Not sure if you should file jointly or separately as a married couple? You’re almost always better off married filing jointly (MFJ). Usually, filing a joint return lowers your tax liability more than filing separate returns. This is because many tax benefits aren’t available if you file separate returns. Ex: You can’t claim most credits if you file separately.
Is It Better to File Jointly or Separately? What to Consider
As already mentioned, many tax benefits aren’t available if you file separate returns. If you usually use some of these benefits, that might help you decide if it’s better to file jointly vs. separately.
Here are some of the most common credits and deductions that are usually unavailable to married couples who file separately:
- Standard deduction (if your spouse itemizes deductions)
- Earned Income Credit (EIC)
- Child and dependent care credit
- Education benefits, like the American Opportunity Credit and Lifetime Learning Credit
- Premium tax credit (unless one of you is a victim of domestic abuse)
- Student loan interest deductions
- Adoption credit or exclusion
- Interest income from U.S. Savings Bonds you use for higher education expenses
If a married couple files separate returns, the phase-out levels for certain credits and deductions are half the amount of the joint status. So, you might be less likely to qualify for credits and deductions like these:
- Child tax credit
- Retirement savings contribution credit
- Deductions for personal exemptions (since each spouse claims an individual exemption)
- Exemptions and itemized deductions with phase-out limitations
- Capital loss deduction
- IRA deductible contributions
- Rental activity losses
Also, when asking if it’s better to file jointly or separately, you should know that your Social Security benefits can be taxed up to 85% if you lived with your spouse at any time in the year and you try to file separately.
However, there are reasons some couples choose to file separate returns, such as:
- Non-tax reasons, like maintaining separate finances
- Lower income tax breaks — The spouse with the lower income might qualify for tax breaks (like a medical expense deduction) they only qualify for when filing separately.
- State tax reasons
- Alternative Minimum Tax (AMT) liability on a joint return. However, this is only true if only one spouse is liable on a separate return.
Filing Taxes Jointly or Separately: How to Decide
The best way to figure out whether married filing jointly or separately will benefit you the most is to prepare your returns both ways. Then, choose the filing status with the lowest net balance due or refund.

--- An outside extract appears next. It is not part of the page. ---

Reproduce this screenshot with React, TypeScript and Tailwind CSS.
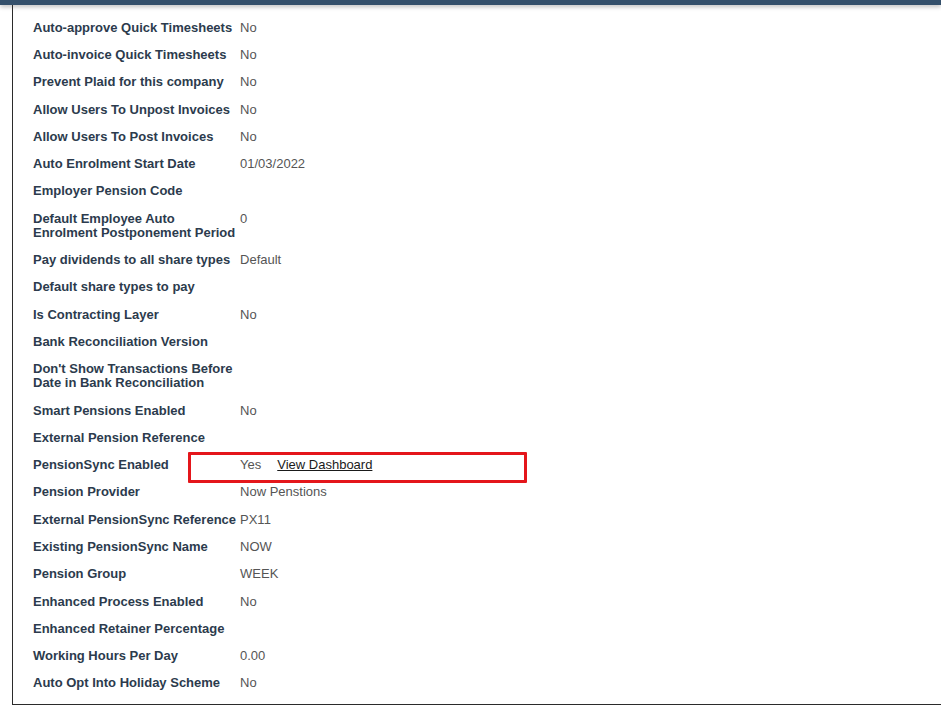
import type { ReactNode } from "react";

type Row = { label: ReactNode; value?: ReactNode; tall?: boolean };

const rows: Row[] = [
    { label: "Auto-approve Quick Timesheets", value: "No" },
    { label: "Auto-invoice Quick Timesheets", value: "No" },
    { label: "Prevent Plaid for this company", value: "No" },
    { label: "Allow Users To Unpost Invoices", value: "No" },
    { label: "Allow Users To Post Invoices", value: "No" },
    { label: "Auto Enrolment Start Date", value: "01/03/2022" },
    { label: "Employer Pension Code" },
    { label: <>Default Employee Auto<br />Enrolment Postponement Period</>, value: "0", tall: true },
    { label: "Pay dividends to all share types", value: "Default" },
    { label: "Default share types to pay" },
    { label: "Is Contracting Layer", value: "No" },
    { label: "Bank Reconciliation Version" },
    { label: <>Don't Show Transactions Before<br />Date in Bank Reconciliation</>, tall: true },
    { label: "Smart Pensions Enabled", value: "No" },
    { label: "External Pension Reference" },
    {
        label: "PensionSync Enabled",
        value: (
            <span className="relative inline-flex items-center gap-[16px]">
                <span>Yes</span>
                <a href="#" className="text-[#1a1a1a] underline">View Dashboard</a>
                {/* red highlight box drawn over the row */}
                <span className="pointer-events-none absolute left-[-52px] top-[-6px] h-[31px] w-[339px] border-[3px] border-[#e4161b] rounded-[1px]" />
            </span>
        ),
    },
    { label: "Pension Provider", value: "Now Penstions" },
    { label: "External PensionSync Reference", value: "PX11" },
    { label: "Existing PensionSync Name", value: "NOW" },
    { label: "Pension Group", value: "WEEK" },
    { label: "Enhanced Process Enabled", value: "No" },
    { label: "Enhanced Retainer Percentage" },
    { label: "Working Hours Per Day", value: "0.00" },
    { label: "Auto Opt Into Holiday Scheme", value: "No" },
];

export default function App() {
    return (
        <div className="w-[941px] h-[720px] bg-white overflow-hidden flex flex-col font-['Liberation_Sans',Arial,sans-serif]">
            <div className="h-[5px] bg-[#34506b] shadow-[0_2px_4px_rgba(0,0,0,0.25)] shrink-0" />
            <div className="ml-[12px] h-[700px] border-l border-b border-[#2b2b2b] pl-[20px] pt-[9px]">
                <table className="border-collapse text-[13px] leading-[14px]">
                    <tbody>
                        {rows.map((r, i) => (
                            <tr key={i} className={r.tall ? "h-[41.3px]" : "h-[27.3px]"}>
                                <td className="w-[207px] pr-[4px] align-middle font-bold text-[#2c3b4d] whitespace-nowrap">
                                    {r.label}
                                </td>
                                <td className={`align-middle text-[#555] ${r.tall ? "pb-[14px]" : ""}`}>
                                    {r.value}
                                </td>
                            </tr>
                        ))}
                    </tbody>
                </table>
            </div>
        </div>
    );
}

If you choose married filing jointly vs. separately, be aware that both of you can be held responsible for the tax and any interest or penalty due. You might be held responsible for all the tax due even if your spouse earned all the income. If either of you doesn’t agree to file jointly, then both you and your spouse must file separately. There’s an exception if one of you qualifies for head of household status (HOH).
For a complete list of the special rules when filing married filing separately, see Publication 17.